You can do that but for how long this time of the year I don’t know. If they were dormant it would be different story.
I have daylilies to transplant and the flowers are still on. How far down do I cut the lily prior to planting?
At least in half.
How do I know when it’s time to divide my day lillies?
When they are too big or start dying out in the middle.
I’m getting some free daylilies and maybe a few other things like Iris, but right now it is super hot here in Iowa. Is it possible to keep the daylilies sort of stored until maybe Fall to plant them when it isn’t so warm out? I have a basement that stays cooler if need be. Thanks!

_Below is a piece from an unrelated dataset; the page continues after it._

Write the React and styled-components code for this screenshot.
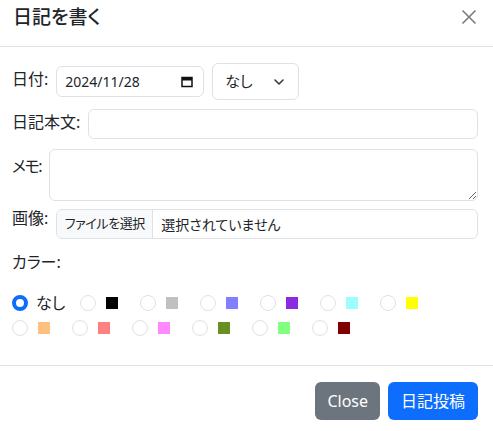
import React from "react";
import styled, { createGlobalStyle } from "styled-components";

const GlobalStyle = createGlobalStyle`
  html, body {
    margin: 0;
    padding: 0;
    background: #fff;
  }
  body {
    font-family: "Noto Sans", "Noto Sans CJK JP", sans-serif;
    color: #212529;
    font-size: 16px;
    line-height: 1.5;
    font-feature-settings: "palt";
  }
  * {
    box-sizing: border-box;
  }
`;

const Modal = styled.div`
  width: 493px;
  height: 431px;
  display: flex;
  flex-direction: column;
  overflow: hidden;
`;

const Header = styled.header`
  height: 47px;
  display: flex;
  align-items: flex-start;
  justify-content: space-between;
  padding: 2px 15px 0 13px;
  border-bottom: 1px solid #dee2e6;
`;

const Title = styled.h5`
  margin: 0;
  font-size: 19px;
  font-weight: 500;
  line-height: 30px;
`;

const CloseX = styled.button`
  border: 0;
  background: transparent;
  padding: 0;
  margin-top: 6px;
  width: 18px;
  height: 18px;
  display: flex;
  align-items: center;
  justify-content: center;
  cursor: pointer;
`;

const Body = styled.div`
  padding: 16px 15px 25px 12px;
  border-bottom: 1px solid #dee2e6;
`;

const Row = styled.div`
  display: flex;
  align-items: flex-start;
  gap: 8px;
  margin-bottom: ${(p) => p.$mb || 0}px;
`;

const Label = styled.label`
  flex: none;
  line-height: 24px;
  margin-top: ${(p) => p.$top || 0}px;
  letter-spacing: ${(p) => p.$ls || 0}px;
`;

const DateField = styled.div`
  width: 148px;
  height: 31px;
  margin-top: 3px;
  border: 1px solid #dee2e6;
  border-radius: 6px;
  padding: 0 10px 0 8px;
  display: flex;
  align-items: center;
  justify-content: space-between;
  font-size: 14px;
`;

const SelectBox = styled.div`
  width: 87px;
  height: 37px;
  border: 1px solid #dee2e6;
  border-radius: 6px;
  padding: 0 13px 0 12px;
  display: flex;
  align-items: center;
  justify-content: space-between;
  font-size: 15px;
`;

const TextInput = styled.input`
  flex: 1;
  height: 30px;
  border: 1px solid #dee2e6;
  border-radius: 6px;
  padding: 4px 8px;
  font: inherit;
  font-size: 14px;
  outline: none;
`;

const Memo = styled.textarea`
  flex: 1;
  height: 52px;
  border: 1px solid #dee2e6;
  border-radius: 6px;
  padding: 4px 8px;
  font: inherit;
  font-size: 14px;
  resize: vertical;
  outline: none;
`;

const FileField = styled.div`
  flex: 1;
  height: 30px;
  border: 1px solid #dee2e6;
  border-radius: 6px;
  display: flex;
  align-items: stretch;
  overflow: hidden;
  font-size: 14px;
  white-space: nowrap;
`;

const FileButton = styled.span`
  flex: none;
  width: 96px;
  background: #f8f9fa;
  border-right: 1px solid #dee2e6;
  display: flex;
  align-items: center;
  justify-content: center;
  font-size: 13px;
  letter-spacing: -0.4px;
`;

const FileName = styled.span`
  display: flex;
  align-items: center;
  padding-left: 8px;
`;

const ColorLabel = styled.div`
  line-height: 24px;
  margin: 11px 0 16px;
`;

const Choices = styled.div`
  display: flex;
  flex-wrap: wrap;
`;

const Choice = styled.label`
  height: 25px;
  display: flex;
  align-items: center;
  gap: 8px;
  margin-right: ${(p) => p.$mr || 22}px;
`;

const Radio = styled.span`
  width: 16px;
  height: 16px;
  border-radius: 50%;
  flex: none;
  border: ${(p) => (p.$checked ? "4px solid #0d6efd" : "1px solid #dee2e6")};
  background: #fff;
`;

const Swatch = styled.span`
  width: 12px;
  height: 12px;
  margin-left: 2px;
  background: ${(p) => p.$color};
`;

const Footer = styled.footer`
  flex: 1;
  display: flex;
  justify-content: flex-end;
  align-items: flex-start;
  gap: 8px;
  padding: 16px 15px 0 12px;
`;

const Button = styled.button`
  height: 38px;
  border: 0;
  border-radius: 6px;
  padding: 0 12px;
  font: inherit;
  font-size: 16px;
  color: #fff;
  background: ${(p) => (p.$primary ? "#0d6efd" : "#6c757d")};
  min-width: ${(p) => p.$w}px;
  cursor: pointer;
`;

const colors = [
  "#000000",
  "#c0c0c0",
  "#8080ff",
  "#8a2be2",
  "#99ffff",
  "#ffff00",
  "#ffbf80",
  "#ff8080",
  "#ff88ff",
  "#6b8e23",
  "#80ff80",
  "#800000",
];

function CalendarIcon() {
  return (
    <svg width="12" height="12" viewBox="0 0 12 12">
      <rect x="1" y="1.5" width="10" height="9" fill="none" stroke="#111" strokeWidth="1.5" />
      <rect x="1" y="1.5" width="10" height="3" fill="#111" />
    </svg>
  );
}

function Chevron() {
  return (
    <svg width="12" height="8" viewBox="0 0 12 8">
      <path d="M2 2l4 4 4-4" fill="none" stroke="#343a40" strokeWidth="1.6" strokeLinecap="round" strokeLinejoin="round" />
    </svg>
  );
}

export default function App() {
  return (
    <>
      <GlobalStyle />
      <Modal>
        <Header>
          <Title>日記を書く</Title>
          <CloseX aria-label="Close">
            <svg width="16" height="16" viewBox="0 0 16 16">
              <path d="M1.5 1.5l13 13M14.5 1.5l-13 13" stroke="#7b7b7b" strokeWidth="1.6" />
            </svg>
          </CloseX>
        </Header>
        <Body>
          <Row $mb={9}>
            <Label $top={4}>日付:</Label>
            <DateField>
              <span>2024/11/28</span>
              <CalendarIcon />
            </DateField>
            <SelectBox>
              <span>なし</span>
              <Chevron />
            </SelectBox>
          </Row>
          <Row $mb={10}>
            <Label $top={1}>日記本文:</Label>
            <TextInput type="text" />
          </Row>
          <Row $mb={8}>
            <Label $top={5} $ls={-1.5}>メモ:</Label>
            <Memo />
          </Row>
          <Row>
            <Label $top={-3}>画像:</Label>
            <FileField>
              <FileButton>ファイルを選択</FileButton>
              <FileName>選択されていません</FileName>
            </FileField>
          </Row>
          <ColorLabel>カラー:</ColorLabel>
          <Choices>
            <Choice $mr={15}>
              <Radio $checked />
              <span>なし</span>
            </Choice>
            {colors.map((c) => (
              <Choice key={c}>
                <Radio />
                <Swatch $color={c} />
              </Choice>
            ))}
          </Choices>
        </Body>
        <Footer>
          <Button $w={64}>Close</Button>
          <Button $primary $w={90}>日記投稿</Button>
        </Footer>
      </Modal>
    </>
  );
}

The daylilies don’t care about the heat, they’ll be just fine if you plant them now. Or just heel them in outside until fall and keep them watered. But plant permanently would be far better. They really need the sunlight as well.
Jean Edwards says
Hi I bought some day lilys.It is summer and I planted them and they are laying down flat. Should I cut them back? I also did not leave the crown on the top of soil. I did not know I had to do that. Shpould I dig them up and wash the roots and replant them/ Thanks
I’d just cut them back and see how they do.
Dianne Anderson says
My 5 year old daughter & I took seeds from every citrus fruit – oranges, lemons, limes, grapefruit, tangerines. Not sorting them (very stupid!), we planted them in cups, one seed per cup.. Two sprouted & we kept them going. Fast forward 40 years. She has the original plants in huge pots at her house. They are now 8’tall & about 6′ wide – beautiful!!! She summers them by the pool, then moves them to her semi warm cellar for New England winters. In the past 5 years she had flower buds followed by tiny fruit. Overnight the fruits disappeared. We were sad. Maybe this summer will be the one to find out exactly what kind of trees she has. Any ideas how to keep the fruits from disappearing? Bugs or critters getting them? help!!! Thank you for ALL your awesome help w/everything gardening.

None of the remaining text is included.